Salah satu penyuplai daging rusa adalah Kampung Guriasa di Distrik Buruway, Kaimana. Masyarakat Guriasa awalnya memburu rusa karena menjadi hama. Rusa-rusa tersebut merusak pohon pala yang mereka budidaya. “Su (sudah) pasang jerat, tapi rusa su tahu, rusa loncat, bikin jalan baru lagi,” kata Kepala Kampung Guriasa, Yance Maesak ketika dikunjungi tim EcoNusa, Rabu, 5 Oktober 2022. 

Baca Juga: Mimpi Mandiri dengan Vanili di Keerom

Setiap kepala keluarga di Guriasa memiliki kebun pala. Ada 86 kepala keluarga di kampung tersebut. Masing-masing memiliki lahan dengan luas sekitar 1 hektare yang terletak di hutan-hutan marga. Rusa-rusa yang banyak hidup di rawa-rawa dekat Guriasa itu masuk ke hutan dan merusak kebun pala masyarakat. Jika kampung sedang sepi, rusa-rusa tersebut bahkan berani masuk ke kampung. 

Selain untuk keperluan konsumsi, masyarakat juga menjual daging rusa hasil buruan. Dua kali dalam bulan, ada pembeli daging rusa dari Timika ke kampung mereka. Pembeli tersebut biasanya membawa boks pendingin dan singgah selama 2-3 hari di kampung. Saat itulah, masyarakat Guriasa akan ramai-ramai turun ke hutan-hutan dan rawa-rawa untuk berburu rusa. Mereka membawa anjing untuk membantu perburuan. 

Kampung Guriasa, Kaimana, Papua Barat. (Yayasan EcoNusa/Nur Alfiyah)

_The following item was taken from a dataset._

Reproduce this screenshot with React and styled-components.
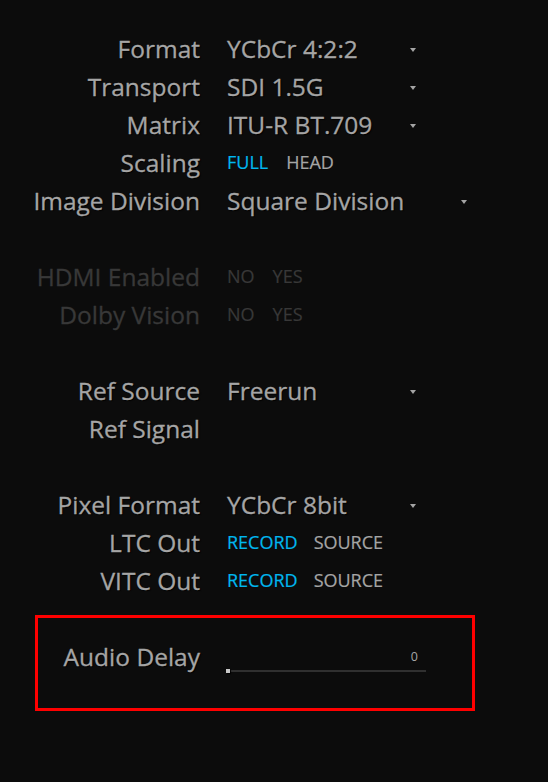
import React from "react";
import styled, { createGlobalStyle } from "styled-components";

const GlobalStyle = createGlobalStyle`
	html, body {
		margin: 0;
		padding: 0;
		background: #0c0c0c;
		font-family: "Open Sans", "Noto Sans", sans-serif;
	}
`;

const Panel = styled.div`
	width: 548px;
	height: 782px;
	box-sizing: border-box;
	padding-top: 29px;
	background: #0c0c0c;
	display: flex;
	flex-direction: column;
`;

const Row = styled.div`
	display: grid;
	grid-template-columns: 200px 1fr;
	column-gap: 27px;
	align-items: center;
	height: 38px;
`;

const Spacer = styled.div`
	height: 38px;
`;

const Label = styled.div`
	text-align: right;
	font-size: 24.5px;
	color: ${(p) => (p.dim ? "#383838" : "#a5a5a5")};
	-webkit-text-stroke: 0.3px ${(p) => (p.dim ? "#383838" : "#a5a5a5")};
	text-shadow: ${(p) => (p.dim ? "none" : "1px 1px 1px #000")};
	white-space: nowrap;
`;

const Select = styled.div`
	width: ${(p) => p.w}px;
	display: flex;
	align-items: center;
	justify-content: space-between;
	font-size: 24.5px;
	color: #a5a5a5;
	-webkit-text-stroke: 0.3px #a5a5a5;
	text-shadow: 1px 1px 1px #000;
	white-space: nowrap;
`;

const Arrow = styled.span`
	width: 0;
	height: 0;
	margin-top: 4px;
	border-left: 3.5px solid transparent;
	border-right: 3.5px solid transparent;
	border-top: 4px solid #a5a5a5;
`;

const Options = styled.div`
	display: flex;
	gap: ${(p) => p.gap || 16}px;
`;

const Option = styled.span`
	font-size: 18px;
	color: ${(p) => (p.active ? "#00b7ef" : p.dim ? "#383838" : "#a5a5a5")};
	-webkit-text-stroke: 0.2px currentColor;
	white-space: nowrap;
`;

const Highlight = styled.div`
	margin: 16px 0 0 35px;
	width: 440px;
	height: 96px;
	box-sizing: border-box;
	border: 3px solid #ff0000;
	padding-top: 19px;
`;

const SliderRow = styled(Row)`
	grid-template-columns: 162px 1fr;
`;

const Slider = styled.div`
	position: relative;
	width: 199px;
	height: 38px;
`;

const Track = styled.div`
	position: absolute;
	left: 2px;
	right: 0;
	top: 33px;
	height: 2px;
	background: #303030;
`;

const Thumb = styled.div`
	position: absolute;
	left: -1px;
	top: 32px;
	width: 4px;
	height: 4px;
	background: #c8c8c8;
	box-shadow: 1px 1px 1px #000;
`;

const SliderValue = styled.span`
	position: absolute;
	right: 8px;
	top: 11px;
	font-size: 12.5px;
	color: #a5a5a5;
`;

const DropRow = ({ label, value, w = 189 }) => (
	<Row>
		<Label>{label}</Label>
		<Select w={w}>
			<span>{value}</span>
			<Arrow />
		</Select>
	</Row>
);

const ToggleRow = ({ label, options, active, dim, gap }) => (
	<Row>
		<Label dim={dim}>{label}</Label>
		<Options gap={gap}>
			{options.map((o) => (
				<Option key={o} active={o === active} dim={dim}>
					{o}
				</Option>
			))}
		</Options>
	</Row>
);

const App = () => {
	return (
		<Panel>
			<GlobalStyle />
			<DropRow label="Format" value="YCbCr 4:2:2" />
			<DropRow label="Transport" value="SDI 1.5G" />
			<DropRow label="Matrix" value="ITU-R BT.709" />
			<ToggleRow label="Scaling" options={["FULL", "HEAD"]} active="FULL" gap={18} />
			<DropRow label="Image Division" value="Square Division" w={240} />
			<Spacer />
			<ToggleRow label="HDMI Enabled" options={["NO", "YES"]} dim gap={18} />
			<ToggleRow label="Dolby Vision" options={["NO", "YES"]} dim gap={18} />
			<Spacer />
			<DropRow label="Ref Source" value="Freerun" />
			<Row>
				<Label>Ref Signal</Label>
				<div />
			</Row>
			<Spacer />
			<DropRow label="Pixel Format" value="YCbCr 8bit" />
			<ToggleRow label="LTC Out" options={["RECORD", "SOURCE"]} active="RECORD" />
			<ToggleRow label="VITC Out" options={["RECORD", "SOURCE"]} active="RECORD" />
			<Highlight>
				<SliderRow>
					<Label>Audio Delay</Label>
					<Slider>
						<SliderValue>0</SliderValue>
						<Track />
						<Thumb />
					</Slider>
				</SliderRow>
			</Highlight>
		</Panel>
	);
};

export default App;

Dalam waktu 3 hari itu, puluhan rusa bisa mereka tangkap. “Kami bisa jual 6 ton daging ke pembeli dari Timika itu,” kata Yan Aruri, warga Guriasa. Oleh pembeli yang datang ke kampung mereka, satu kilogram daging rusa dihargai Rp30 ribu. Masyarakat juga biasanya menjual daging itu ke pembeli dari Kota Kaimana.  

Baca Juga: Pemuda Diharapkan Menjadi Generasi Nol-Bersih Emisi

Warga Guriasa tidak berburu setiap hari karena mereka tidak bisa menyimpan daging di kampung lantaran minimnya ketersediaan listrik. Listrik mereka bersumber dari genset solar yang hanya dinyalakan pada malam hari untuk kebutuhan penerangan. Masyarakat berharap, listrik Perusahaan Listrik Negara (PLN) segera masuk ke kampung mereka. “Kalau lampu su terang, bisa pakai coolbox,” ujar Yance.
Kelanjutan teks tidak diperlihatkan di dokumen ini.